Hardware Recommendations

For optimal performance, we recommend:

  • GPU: NVIDIA GPU with at least 8GB VRAM (16GB+ recommended for larger models)
  • RAM: 16GB+ system RAM
  • Storage: At least 10GB free disk space for model files
  • CPU: Modern multi-core processor (for preprocessing)

Reducing Memory Usage

If you're facing memory constraints:

# Use 4-bit quantization with Flash Attention for optimal memory-efficiency
model_handler = QwenModelHandler(
    model_name="tuandunghcmut/Qwen25_Coder_MultipleChoice",
    quantization="4bit",
    use_flash_attention=True
)

# Further optimize with unsloth
try:
    from unsloth.models import FastLanguageModel
    FastLanguageModel.for_inference(model_handler.model)
    print("Using unsloth for additional optimization")
except ImportError:
    print("unsloth not available")

Usage Example

Here's how to use these classes with Flash Attention enabled:

# 1. Load the model with Flash Attention and 4-bit quantization
from transformers import AutoModelForCausalLM, AutoTokenizer
import torch

hub_model_id = "tuandunghcmut/Qwen25_Coder_MultipleChoice"

# Create model handler with Flash Attention and 4-bit quantization
model_handler = QwenModelHandler(
    model_name=hub_model_id,
    max_seq_length=2048,
    quantization="4bit",
    use_flash_attention=True
)

# Optional: Use unsloth for even faster inference
try:
    from unsloth.models import FastLanguageModel
    FastLanguageModel.for_inference(model_handler.model)
    print("Using unsloth for faster inference")
except ImportError:
    print("unsloth not available, using standard inference")

# 2. Create prompt creator with YAML reasoning format
prompt_creator = PromptCreator(PromptCreator.YAML_REASONING)

# 3. Example question
question = "Which of the following correctly defines a list comprehension in Python?"
choices = [
    "[x**2 for x in range(10)]",
    "for(x in range(10)) { return x**2; }",
    "map(lambda x: x**2, range(10))",
    "[for x in range(10): x**2]"
]

# 4. Create prompt and generate answer
prompt = prompt_creator.create_inference_prompt(question, choices)
response = model_handler.generate_with_streaming(prompt, temperature=0.0, stream=False)

# 5. Parse the response
parser = ResponseParser(prompt_creator.parser_mode)
answer, reasoning = parser.parse(response)
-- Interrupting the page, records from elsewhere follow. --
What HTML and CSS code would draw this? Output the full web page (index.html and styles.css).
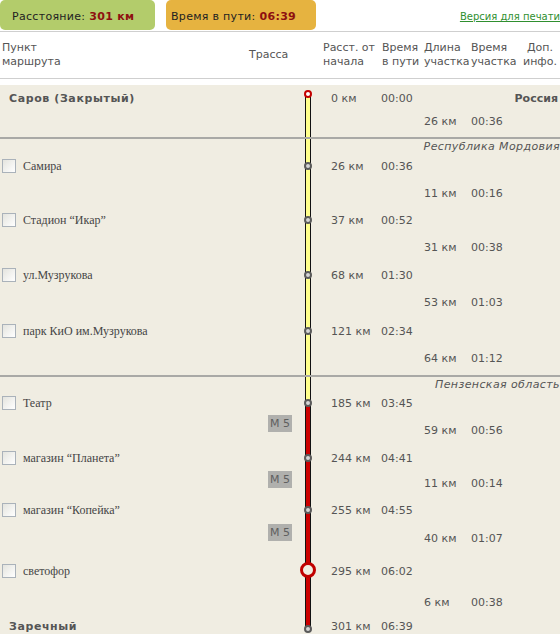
FILE: index.html
```html
<!DOCTYPE html>
<html lang="ru">
<head>
<meta charset="utf-8">
<title>Маршрут</title>
<link rel="stylesheet" href="styles.css">
</head>
<body>
<div class="page">
  <div class="top">
    <div class="pill pill-green">Расстояние: <b>301 км</b></div>
    <div class="pill pill-orange">Время в пути: <b>06:39</b></div>
    <a class="print" href="#">Версия для печати</a>
  </div>

  <div class="head">
    <div class="h-name">Пункт<br>маршрута</div>
    <div class="h-track">Трасса</div>
    <div>Расст. от<br>начала</div>
    <div class="h-time">Время<br>в пути</div>
    <div>Длина<br>участка</div>
    <div>Время<br>участка</div>
    <div class="h-info">Доп.<br>инфо.</div>
  </div>

  <div class="body">
    <div class="row h26">
      <div class="name bold">Саров (Закрытый)</div>
      <div class="track"><span class="rail start"><i class="mk mk-start"></i></span></div>
      <div class="dist">0 км</div><div class="time">00:00</div>
      <div class="country">Россия</div>
    </div>
    <div class="row h20">
      <div class="track"><span class="rail y"></span></div>
      <div class="slen">26 км</div><div class="stime">00:36</div>
    </div>
    <div class="row sep h8">
      <div class="track"><span class="rail y"></span></div>
    </div>
    <div class="row h15">
      <div class="track"><span class="rail y"></span></div>
      <div class="region">Республика Мордовия</div>
    </div>

    <div class="row h24">
      <div class="name"><span class="cb"></span>Самира</div>
      <div class="track"><span class="rail y"><i class="mk"></i></span></div>
      <div class="dist">26 км</div><div class="time">00:36</div>
    </div>
    <div class="row h30">
      <div class="track"><span class="rail y"></span></div>
      <div class="slen">11 км</div><div class="stime">00:16</div>
    </div>

    <div class="row h24">
      <div class="name"><span class="cb"></span>Стадион “Икар”</div>
      <div class="track"><span class="rail y"><i class="mk"></i></span></div>
      <div class="dist">37 км</div><div class="time">00:52</div>
    </div>
    <div class="row h30">
      <div class="track"><span class="rail y"></span></div>
      <div class="slen">31 км</div><div class="stime">00:38</div>
    </div>

    <div class="row h26">
      <div class="name"><span class="cb"></span>ул.Музрукова</div>
      <div class="track"><span class="rail y"><i class="mk"></i></span></div>
      <div class="dist">68 км</div><div class="time">01:30</div>
    </div>
    <div class="row h28">
      <div class="track"><span class="rail y"></span></div>
      <div class="slen">53 км</div><div class="stime">01:03</div>
    </div>

    <div class="row h30">
      <div class="name"><span class="cb"></span>парк КиО им.Музрукова</div>
      <div class="track"><span class="rail y"><i class="mk"></i></span></div>
      <div class="dist">121 км</div><div class="time">02:34</div>
    </div>
    <div class="row h24">
      <div class="track"><span class="rail y"></span></div>
      <div class="slen">64 км</div><div class="stime">01:12</div>
    </div>
    <div class="row sep h7">
      <div class="track"><span class="rail y"></span></div>
    </div>
    <div class="row h14">
      <div class="track"><span class="rail y"></span></div>
      <div class="region">Пензенская область</div>
    </div>

    <div class="row h24">
      <div class="name"><span class="cb"></span>Театр</div>
      <div class="track"><span class="rail yr"><i class="mk"></i></span></div>
      <div class="dist">185 км</div><div class="time">03:45</div>
    </div>
    <div class="row h30">
      <div class="track"><span class="badge">M 5</span><span class="rail r"></span></div>
      <div class="slen">59 км</div><div class="stime">00:56</div>
    </div>

    <div class="row h26">
      <div class="name"><span class="cb"></span>магазин “Планета”</div>
      <div class="track"><span class="rail r"><i class="mk"></i></span></div>
      <div class="dist">244 км</div><div class="time">04:41</div>
    </div>
    <div class="row h25">
      <div class="track"><span class="badge">M 5</span><span class="rail r"></span></div>
      <div class="slen">11 км</div><div class="stime">00:14</div>
    </div>

    <div class="row h28">
      <div class="name"><span class="cb"></span>магазин “Копейка”</div>
      <div class="track"><span class="rail r"><i class="mk"></i></span></div>
      <div class="dist">255 км</div><div class="time">04:55</div>
    </div>
    <div class="row h28">
      <div class="track"><span class="badge">M 5</span><span class="rail r"></span></div>
      <div class="slen">40 км</div><div class="stime">01:07</div>
    </div>

    <div class="row h38">
      <div class="name"><span class="cb"></span>светофор</div>
      <div class="track"><span class="rail r"><i class="mk mk-big"></i></span></div>
      <div class="dist">295 км</div><div class="time">06:02</div>
    </div>
    <div class="row h24">
      <div class="track"><span class="rail r"></span></div>
      <div class="slen">6 км</div><div class="stime">00:38</div>
    </div>

    <div class="row h24">
      <div class="name bold">Заречный</div>
      <div class="track"><span class="rail end"><i class="mk mk-end"></i></span></div>
      <div class="dist">301 км</div><div class="time">06:39</div>
    </div>
  </div>
</div>
</body>
</html>
```

FILE: styles.css
```css
html, body {
  margin: 0;
  padding: 0;
  overflow: hidden;
  background: #ffffff;
}

body {
  font-family: "DejaVu Sans", Verdana, sans-serif;
  font-size: 11px;
  color: #555555;
}

.page {
  width: 562px;
}

/* ---------- top bar ---------- */
.top {
  display: flex;
  height: 31px;
  border-bottom: 1px solid #cfcfcf;
}

.pill {
  height: 30px;
  box-sizing: border-box;
  display: flex;
  align-items: center;
  padding-top: 2px;
  border-radius: 5px;
  color: #222222;
  letter-spacing: 0.3px;
  white-space: nowrap;
}

.pill b {
  color: #8e1010;
  margin-left: 4px;
}

.pill-green {
  width: 155px;
  padding-left: 12px;
  background: #b3cc6b;
}

.pill-orange {
  width: 150px;
  margin-left: 11px;
  padding-left: 5px;
  background: #e6b340;
}

.print {
  margin-left: auto;
  padding-top: 11px;
  padding-right: 2px;
  font-size: 10px;
  color: #2f8f2f;
  text-decoration: underline;
  white-space: nowrap;
}

/* ---------- header ---------- */
.head {
  display: grid;
  grid-template-columns: 249px 74px 58px 43px 47px 47px 44px;
  height: 46px;
  align-items: center;
  line-height: 14px;
  border-bottom: 1px solid #cfcfcf;
  white-space: nowrap;
}

.h-name {
  padding-left: 2px;
}

.h-time {
  padding-left: 1px;
}

.h-info {
  text-align: center;
}

/* ---------- body ---------- */
.body {
  margin-top: 6px;
  background: #f0ede2;
}

.row {
  display: grid;
  grid-template-columns: 265px 58px 58px 43px 47px 61px 30px;
  align-items: center;
  white-space: nowrap;
}

.h7 { height: 5px; }
.h8 { height: 6px; }
.h14 { height: 14px; }
.h15 { height: 15px; }
.h20 { height: 20px; }
.h24 { height: 24px; }
.h25 { height: 25px; }
.h26 { height: 26px; }
.h28 { height: 28px; }
.h30 { height: 30px; }
.h38 { height: 38px; }

.sep {
  border-bottom: 2px solid #a9a9a6;
}

.name {
  grid-column: 1;
  display: flex;
  align-items: center;
  gap: 7px;
  padding-left: 2px;
  font-family: "Liberation Serif", "Times New Roman", serif;
  font-size: 12px;
  color: #454545;
}

.name.bold {
  padding-left: 9px;
  font-family: "DejaVu Sans", Verdana, sans-serif;
  font-size: 11px;
  font-weight: bold;
  letter-spacing: 0.6px;
  color: #555555;
}

.cb {
  width: 14px;
  height: 14px;
  box-sizing: border-box;
  border: 1px solid #aab2ba;
  background: linear-gradient(135deg, #e4e4de, #ffffff);
  flex: none;
}

.track {
  grid-column: 2;
  grid-row: 1;
  align-self: stretch;
  display: grid;
  grid-template-columns: 40px 6px;
}

.badge {
  grid-column: 1;
  align-self: start;
  justify-self: start;
  margin-left: 3px;
  width: 24px;
  height: 17px;
  line-height: 17px;
  text-align: center;
  background: #b0b0ad;
  color: #5f5f5f;
}

.rail {
  grid-column: 2;
  position: relative;
  --ylw: linear-gradient(to right, #111 0 1px, #ffff8c 1px 5px, #111 5px 6px);
  --red: linear-gradient(to right, #111 0 1px, #cc0000 1px 5px, #111 5px 6px);
  background-repeat: no-repeat;
}

.rail.y { background-image: var(--ylw); }
.rail.r { background-image: var(--red); }

.rail.yr {
  background-image: var(--ylw), var(--red);
  background-size: 6px 50%, 6px 50%;
  background-position: top, bottom;
}

.rail.start {
  background-image: var(--ylw);
  background-size: 6px calc(100% - 9px);
  background-position: bottom;
}

.rail.end {
  background-image: var(--red);
  background-size: 6px 15px;
  background-position: top;
}

.mk {
  position: absolute;
  left: -1px;
  top: 50%;
  width: 8px;
  height: 8px;
  margin-top: -4px;
  box-sizing: border-box;
  border: 2px solid #5a5a5a;
  border-radius: 50%;
  background: #d6d6d6;
}

.mk-start {
  top: 9px;
  border-color: #c40000;
  background: #ffffff;
}

.mk-end {
  top: 15px;
}

.mk-big {
  left: -5px;
  width: 16px;
  height: 16px;
  margin-top: -9px;
  border: 3px solid #c00000;
  background: #f0ede2;
}

.dist {
  grid-column: 3;
  padding-left: 8px;
}

.time {
  grid-column: 4;
}

.slen {
  grid-column: 5;
}

.stime {
  grid-column: 6;
}

.country {
  grid-column: 6 / 8;
  justify-self: end;
  padding-right: 4px;
  font-weight: bold;
}

.region {
  grid-column: 3 / 8;
  justify-self: end;
  padding-right: 2px;
  font-style: italic;
  letter-spacing: 0.4px;
}
```
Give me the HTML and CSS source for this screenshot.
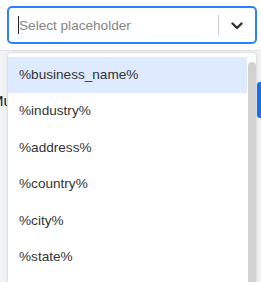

print(f"Question: {question}")
print(f"Answer: {answer}")
if reasoning:
    print(f"Reasoning: {reasoning}")

Troubleshooting

Common Issues

  1. Flash Attention Installation Issues: If you encounter problems installing flash-attn:

    # Try with specific CUDA version (e.g., for CUDA 11.8)
    pip install flash-attn==2.3.4+cu118 --no-build-isolation
    
    # For older GPUs
    pip install flash-attn==2.3.4 --no-build-isolation
    
  2. CUDA Out of Memory: Try combining 4-bit quantization with Flash Attention.

    model_handler = QwenModelHandler(
        model_name=hub_model_id, 
        quantization="4bit",
        use_flash_attention=True
    )
    
  3. Module Not Found Errors: Make sure you've installed all required packages.

    pip install transformers torch unsloth datasets pyyaml bitsandbytes flash-attn
    
  4. Parsing Errors: If the model isn't producing valid YAML responses, try adjusting the temperature:

    response = model_handler.generate_with_streaming(prompt, temperature=0.0, stream=False)
    

Getting Help

If you encounter issues, check the model repository on Hugging Face for updates and community discussions.

This guide provides you with all the necessary code and optimization techniques to use the model effectively for multiple-choice coding questions.